• _INSTRUCTIONS FOR THE TASK_: Across all the lines below, how many contain the string "styles"? Please reply with the number only.
-- start --
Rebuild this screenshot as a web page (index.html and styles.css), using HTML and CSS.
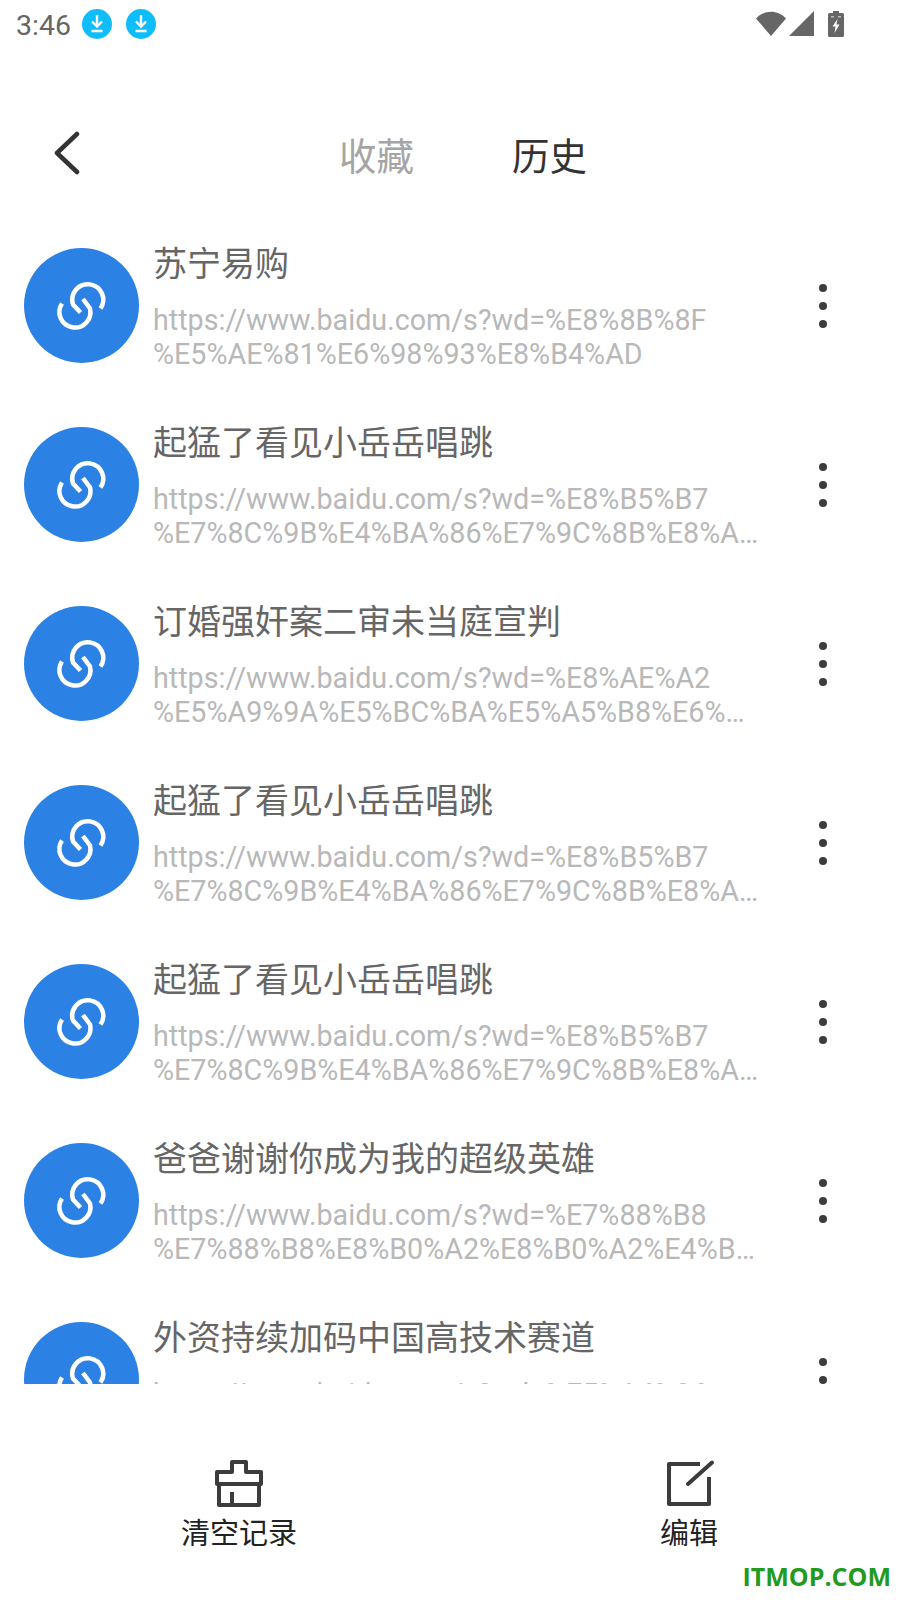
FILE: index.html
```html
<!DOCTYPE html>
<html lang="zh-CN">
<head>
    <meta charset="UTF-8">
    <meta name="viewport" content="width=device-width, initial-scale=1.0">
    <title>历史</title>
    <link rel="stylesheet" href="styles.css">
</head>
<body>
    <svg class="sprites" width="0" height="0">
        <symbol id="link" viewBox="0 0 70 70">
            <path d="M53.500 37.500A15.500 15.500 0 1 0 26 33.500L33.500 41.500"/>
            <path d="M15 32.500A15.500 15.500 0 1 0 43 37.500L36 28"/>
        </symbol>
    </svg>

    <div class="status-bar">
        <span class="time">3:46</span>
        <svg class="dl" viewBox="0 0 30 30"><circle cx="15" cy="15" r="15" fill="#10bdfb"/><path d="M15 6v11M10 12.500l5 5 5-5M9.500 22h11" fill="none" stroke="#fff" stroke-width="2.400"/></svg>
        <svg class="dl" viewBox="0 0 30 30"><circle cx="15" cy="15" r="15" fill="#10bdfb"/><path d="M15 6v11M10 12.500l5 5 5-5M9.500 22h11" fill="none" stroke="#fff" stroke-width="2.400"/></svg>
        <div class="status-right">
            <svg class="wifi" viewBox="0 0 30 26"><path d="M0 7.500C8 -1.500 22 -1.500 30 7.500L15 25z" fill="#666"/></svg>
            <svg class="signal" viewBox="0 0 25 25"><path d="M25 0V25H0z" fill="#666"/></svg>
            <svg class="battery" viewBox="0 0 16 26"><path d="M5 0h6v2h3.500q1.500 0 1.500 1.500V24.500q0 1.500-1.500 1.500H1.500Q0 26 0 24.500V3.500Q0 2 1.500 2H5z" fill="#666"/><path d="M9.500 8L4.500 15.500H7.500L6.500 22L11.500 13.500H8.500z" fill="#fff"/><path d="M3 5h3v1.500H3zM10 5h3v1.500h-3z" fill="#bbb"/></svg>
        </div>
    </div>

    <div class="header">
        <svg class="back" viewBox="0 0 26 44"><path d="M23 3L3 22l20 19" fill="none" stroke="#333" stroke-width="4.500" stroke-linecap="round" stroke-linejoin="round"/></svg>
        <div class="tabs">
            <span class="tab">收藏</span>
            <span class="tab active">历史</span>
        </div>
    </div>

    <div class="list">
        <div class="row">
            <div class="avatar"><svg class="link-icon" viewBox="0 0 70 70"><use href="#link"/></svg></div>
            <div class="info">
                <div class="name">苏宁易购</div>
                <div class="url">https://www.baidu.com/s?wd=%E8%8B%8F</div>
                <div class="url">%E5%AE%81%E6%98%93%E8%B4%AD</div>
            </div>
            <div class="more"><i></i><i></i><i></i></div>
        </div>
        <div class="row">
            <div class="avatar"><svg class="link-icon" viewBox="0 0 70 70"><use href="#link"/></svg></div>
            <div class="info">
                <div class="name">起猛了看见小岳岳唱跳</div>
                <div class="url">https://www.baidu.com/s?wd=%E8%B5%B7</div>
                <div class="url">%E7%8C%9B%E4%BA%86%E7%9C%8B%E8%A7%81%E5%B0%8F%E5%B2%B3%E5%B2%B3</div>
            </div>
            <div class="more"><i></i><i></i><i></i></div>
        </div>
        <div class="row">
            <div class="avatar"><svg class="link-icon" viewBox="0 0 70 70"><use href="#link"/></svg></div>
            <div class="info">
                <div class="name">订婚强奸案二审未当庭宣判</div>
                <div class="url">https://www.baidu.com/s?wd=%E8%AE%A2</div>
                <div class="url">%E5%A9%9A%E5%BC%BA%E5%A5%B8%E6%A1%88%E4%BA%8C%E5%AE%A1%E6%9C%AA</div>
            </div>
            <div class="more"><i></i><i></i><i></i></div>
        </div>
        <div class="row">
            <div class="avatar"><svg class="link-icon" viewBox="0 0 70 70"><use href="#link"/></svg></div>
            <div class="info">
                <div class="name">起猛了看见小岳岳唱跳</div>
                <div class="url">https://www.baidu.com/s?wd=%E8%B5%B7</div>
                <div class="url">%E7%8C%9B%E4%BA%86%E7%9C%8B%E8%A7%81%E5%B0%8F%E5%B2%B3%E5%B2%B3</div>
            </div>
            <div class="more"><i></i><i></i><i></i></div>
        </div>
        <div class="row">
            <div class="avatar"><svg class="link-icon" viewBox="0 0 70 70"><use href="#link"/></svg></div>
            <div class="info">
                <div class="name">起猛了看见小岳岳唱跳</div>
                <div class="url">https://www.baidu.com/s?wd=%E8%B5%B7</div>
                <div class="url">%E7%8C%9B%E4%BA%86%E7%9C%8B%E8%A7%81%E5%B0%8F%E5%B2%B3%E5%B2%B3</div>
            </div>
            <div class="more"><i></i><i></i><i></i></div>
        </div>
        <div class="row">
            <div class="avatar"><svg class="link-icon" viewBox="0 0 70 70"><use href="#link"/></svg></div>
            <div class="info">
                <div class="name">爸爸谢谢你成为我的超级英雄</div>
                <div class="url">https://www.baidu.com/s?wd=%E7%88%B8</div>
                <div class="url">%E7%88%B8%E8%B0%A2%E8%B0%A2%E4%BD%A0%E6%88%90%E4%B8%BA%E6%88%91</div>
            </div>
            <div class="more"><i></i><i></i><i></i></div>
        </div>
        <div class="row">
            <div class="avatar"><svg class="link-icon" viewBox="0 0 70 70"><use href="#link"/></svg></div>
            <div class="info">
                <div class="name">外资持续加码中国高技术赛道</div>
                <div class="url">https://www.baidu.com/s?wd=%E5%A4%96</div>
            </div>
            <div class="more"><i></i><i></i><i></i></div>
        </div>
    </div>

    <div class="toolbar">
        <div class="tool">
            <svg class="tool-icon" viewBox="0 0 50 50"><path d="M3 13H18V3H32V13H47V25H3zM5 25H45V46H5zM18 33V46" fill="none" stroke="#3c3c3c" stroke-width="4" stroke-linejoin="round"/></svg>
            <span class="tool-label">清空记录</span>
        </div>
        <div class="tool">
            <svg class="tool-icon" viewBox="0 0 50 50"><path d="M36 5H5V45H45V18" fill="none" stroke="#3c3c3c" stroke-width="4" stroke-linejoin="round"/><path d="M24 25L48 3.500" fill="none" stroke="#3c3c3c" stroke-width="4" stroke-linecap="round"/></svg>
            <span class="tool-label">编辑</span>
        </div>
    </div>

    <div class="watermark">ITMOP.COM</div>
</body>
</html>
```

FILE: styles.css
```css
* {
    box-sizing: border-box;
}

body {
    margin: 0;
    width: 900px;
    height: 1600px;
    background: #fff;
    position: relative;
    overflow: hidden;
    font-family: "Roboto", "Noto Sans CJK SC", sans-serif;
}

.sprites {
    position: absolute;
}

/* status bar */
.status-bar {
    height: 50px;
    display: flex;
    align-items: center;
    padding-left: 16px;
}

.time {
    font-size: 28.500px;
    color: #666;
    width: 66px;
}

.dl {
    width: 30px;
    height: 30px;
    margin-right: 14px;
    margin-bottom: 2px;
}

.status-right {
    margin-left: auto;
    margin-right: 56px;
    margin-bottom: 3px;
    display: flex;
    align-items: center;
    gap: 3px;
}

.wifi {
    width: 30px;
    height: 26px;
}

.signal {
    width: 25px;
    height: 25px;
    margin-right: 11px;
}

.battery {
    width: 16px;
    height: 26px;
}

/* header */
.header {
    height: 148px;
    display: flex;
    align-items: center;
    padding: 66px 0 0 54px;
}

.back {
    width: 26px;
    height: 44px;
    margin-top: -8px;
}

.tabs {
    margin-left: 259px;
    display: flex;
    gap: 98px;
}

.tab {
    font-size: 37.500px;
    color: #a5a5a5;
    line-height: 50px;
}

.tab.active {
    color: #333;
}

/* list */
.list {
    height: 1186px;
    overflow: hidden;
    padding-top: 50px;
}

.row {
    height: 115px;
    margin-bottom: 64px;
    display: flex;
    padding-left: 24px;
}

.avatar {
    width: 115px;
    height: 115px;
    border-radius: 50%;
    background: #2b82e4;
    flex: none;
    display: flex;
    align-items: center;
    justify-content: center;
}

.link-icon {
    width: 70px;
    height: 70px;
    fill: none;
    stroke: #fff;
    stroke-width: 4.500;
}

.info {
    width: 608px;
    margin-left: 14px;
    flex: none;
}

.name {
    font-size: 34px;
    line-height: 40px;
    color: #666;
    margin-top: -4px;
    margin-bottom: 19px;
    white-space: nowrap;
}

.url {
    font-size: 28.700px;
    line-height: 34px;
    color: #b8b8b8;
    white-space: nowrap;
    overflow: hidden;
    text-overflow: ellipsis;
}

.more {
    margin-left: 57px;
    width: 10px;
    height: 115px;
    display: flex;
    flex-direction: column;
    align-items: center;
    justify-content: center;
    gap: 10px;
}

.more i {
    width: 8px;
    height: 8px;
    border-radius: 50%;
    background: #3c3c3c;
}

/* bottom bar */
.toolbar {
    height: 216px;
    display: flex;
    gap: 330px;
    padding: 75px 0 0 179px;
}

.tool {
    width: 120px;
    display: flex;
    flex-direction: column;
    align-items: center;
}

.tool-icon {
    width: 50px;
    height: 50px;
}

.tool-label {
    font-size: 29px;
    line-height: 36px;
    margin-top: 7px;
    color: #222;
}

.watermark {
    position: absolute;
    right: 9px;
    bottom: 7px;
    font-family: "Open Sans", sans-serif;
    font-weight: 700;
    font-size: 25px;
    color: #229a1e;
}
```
-- end --
• _REPLY_: 3